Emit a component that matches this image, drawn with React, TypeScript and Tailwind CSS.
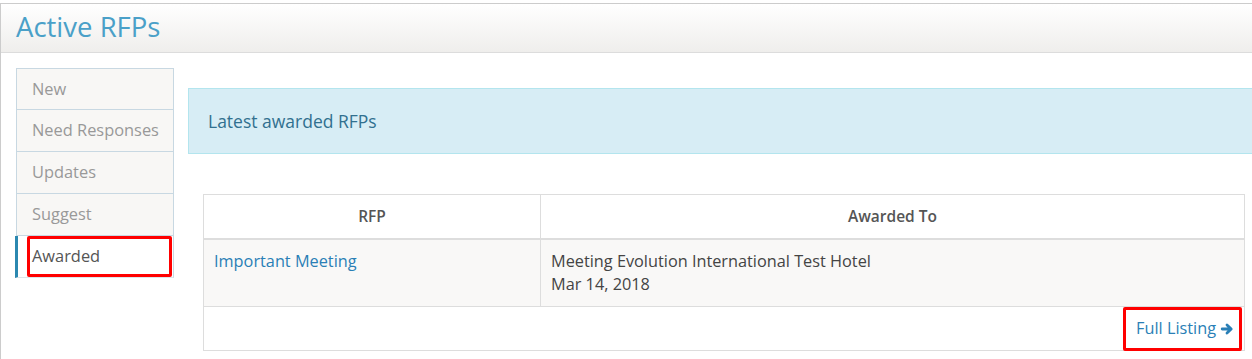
import React from "react";

const font = { fontFamily: '"Open Sans", "Liberation Sans", sans-serif' };

function Arrow() {
  return (
    <svg width="14" height="14" viewBox="0 0 16 16" className="ml-[4px]">
      <path d="M2.5 8H12.5M8 3.5L12.8 8L8 12.5" fill="none" stroke="#2a7fb6" strokeWidth="3.2" strokeLinecap="round" strokeLinejoin="round" />
    </svg>
  );
}

export default function App() {
  const items = ["New", "Need Responses", "Updates", "Suggest"];
  return (
    <div className="w-[1252px] h-[359px] bg-white pt-[3px] overflow-hidden" style={font}>
      <div className="border-t border-l border-[#cccccc] h-[356px] overflow-hidden">
        <div className="h-[49px] border-b border-[#dcdcdc] bg-gradient-to-b from-white to-[#efeeec] flex items-center pl-[15px]">
          <h1 className="text-[27.5px] text-[#4aa0c8] leading-none mt-[-3px]">Active RFPs</h1>
        </div>
        <div className="flex pl-[15px] pt-[15px]">
          <ul className="w-[158px] shrink-0">
            {items.map((t, i) => (
              <li
                key={t}
                className={`h-[42px] bg-[#f8f7f5] border-x border-b border-[#c8d8e2] ${i === 0 ? "border-t" : ""} flex items-center pl-[15px] text-[16.4px] text-[#999999]`}
              >
                {t}
              </li>
            ))}
            <li className="relative h-[42px] bg-white border-l-[3px] border-[#2b88b0] ml-[-1px] border-r border-r-[#c8d8e2] border-b border-b-[#dde5ea] flex items-center pl-[14px] text-[16.4px] text-[#555]">
              Awarded
              <span className="absolute left-[9px] right-[1px] top-0 bottom-0 border-[3px] border-[#ff0000] rounded-[2px]" />
            </li>
          </ul>
          <div className="ml-[14px] pt-[20px] flex-1 min-w-0">
            <div className="w-[1100px] h-[66px] bg-[#d7edf5] border border-[#b3e5ee] flex items-center pl-[19px] text-[17.5px] text-[#31708f]">
              Latest awarded RFPs
            </div>
            <div className="ml-[15px] mt-[40px] w-[1042px] border border-[#dddddd] text-[16.3px]">
              <div className="flex h-[45px] border-b-2 border-[#dddddd] font-semibold text-[15.5px] text-[#555]">
                <div className="w-[337px] border-r border-[#dddddd] flex items-center justify-center">RFP</div>
                <div className="flex-1 flex items-center justify-center">Awarded To</div>
              </div>
              <div className="flex bg-[#f9f8f7] border-b border-[#dddddd] leading-[23px]">
                <div className="w-[337px] border-r border-[#dddddd] py-[10px] pl-[10px] text-[#2a7fb6]">Important Meeting</div>
                <div className="flex-1 py-[10px] pl-[10px] text-[#444]">
                  <div>Meeting Evolution International Test Hotel</div>
                  <div>Mar 14, 2018</div>
                </div>
              </div>
              <div className="relative h-[43px] flex items-center justify-end pr-[10px]">
                <span className="text-[#2a7fb6] flex items-center">
                  Full Listing <Arrow />
                </span>
                <span className="absolute right-[2px] top-0 bottom-[-1px] w-[119px] border-[3px] border-[#ff0000] rounded-[2px]" />
              </div>
            </div>
          </div>
        </div>
      </div>
    </div>
  );
}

**WHAT THE EXERCISE ASKS:** In your copy of the listing above, reproduce each line exactly and omit all pictures.

**IN RESPONSE:**
Emit a component that matches this image, drawn with React, TypeScript and Tailwind CSS.
import React from "react";

const font = { fontFamily: '"Open Sans", "Liberation Sans", sans-serif' };

function Arrow() {
  return (
    <svg width="14" height="14" viewBox="0 0 16 16" className="ml-[4px]">
      <path d="M2.5 8H12.5M8 3.5L12.8 8L8 12.5" fill="none" stroke="#2a7fb6" strokeWidth="3.2" strokeLinecap="round" strokeLinejoin="round" />
    </svg>
  );
}

export default function App() {
  const items = ["New", "Need Responses", "Updates", "Suggest"];
  return (
    <div className="w-[1252px] h-[359px] bg-white pt-[3px] overflow-hidden" style={font}>
      <div className="border-t border-l border-[#cccccc] h-[356px] overflow-hidden">
        <div className="h-[49px] border-b border-[#dcdcdc] bg-gradient-to-b from-white to-[#efeeec] flex items-center pl-[15px]">
          <h1 className="text-[27.5px] text-[#4aa0c8] leading-none mt-[-3px]">Active RFPs</h1>
        </div>
        <div className="flex pl-[15px] pt-[15px]">
          <ul className="w-[158px] shrink-0">
            {items.map((t, i) => (
              <li
                key={t}
                className={`h-[42px] bg-[#f8f7f5] border-x border-b border-[#c8d8e2] ${i === 0 ? "border-t" : ""} flex items-center pl-[15px] text-[16.4px] text-[#999999]`}
              >
                {t}
              </li>
            ))}
            <li className="relative h-[42px] bg-white border-l-[3px] border-[#2b88b0] ml-[-1px] border-r border-r-[#c8d8e2] border-b border-b-[#dde5ea] flex items-center pl-[14px] text-[16.4px] text-[#555]">
              Awarded
              <span className="absolute left-[9px] right-[1px] top-0 bottom-0 border-[3px] border-[#ff0000] rounded-[2px]" />
            </li>
          </ul>
          <div className="ml-[14px] pt-[20px] flex-1 min-w-0">
            <div className="w-[1100px] h-[66px] bg-[#d7edf5] border border-[#b3e5ee] flex items-center pl-[19px] text-[17.5px] text-[#31708f]">
              Latest awarded RFPs
            </div>
            <div className="ml-[15px] mt-[40px] w-[1042px] border border-[#dddddd] text-[16.3px]">
              <div className="flex h-[45px] border-b-2 border-[#dddddd] font-semibold text-[15.5px] text-[#555]">
                <div className="w-[337px] border-r border-[#dddddd] flex items-center justify-center">RFP</div>
                <div className="flex-1 flex items-center justify-center">Awarded To</div>
              </div>
              <div className="flex bg-[#f9f8f7] border-b border-[#dddddd] leading-[23px]">
                <div className="w-[337px] border-r border-[#dddddd] py-[10px] pl-[10px] text-[#2a7fb6]">Important Meeting</div>
                <div className="flex-1 py-[10px] pl-[10px] text-[#444]">
                  <div>Meeting Evolution International Test Hotel</div>
                  <div>Mar 14, 2018</div>
                </div>
              </div>
              <div className="relative h-[43px] flex items-center justify-end pr-[10px]">
                <span className="text-[#2a7fb6] flex items-center">
                  Full Listing <Arrow />
                </span>
                <span className="absolute right-[2px] top-0 bottom-[-1px] w-[119px] border-[3px] border-[#ff0000] rounded-[2px]" />
              </div>
            </div>
          </div>
        </div>
      </div>
    </div>
  );
}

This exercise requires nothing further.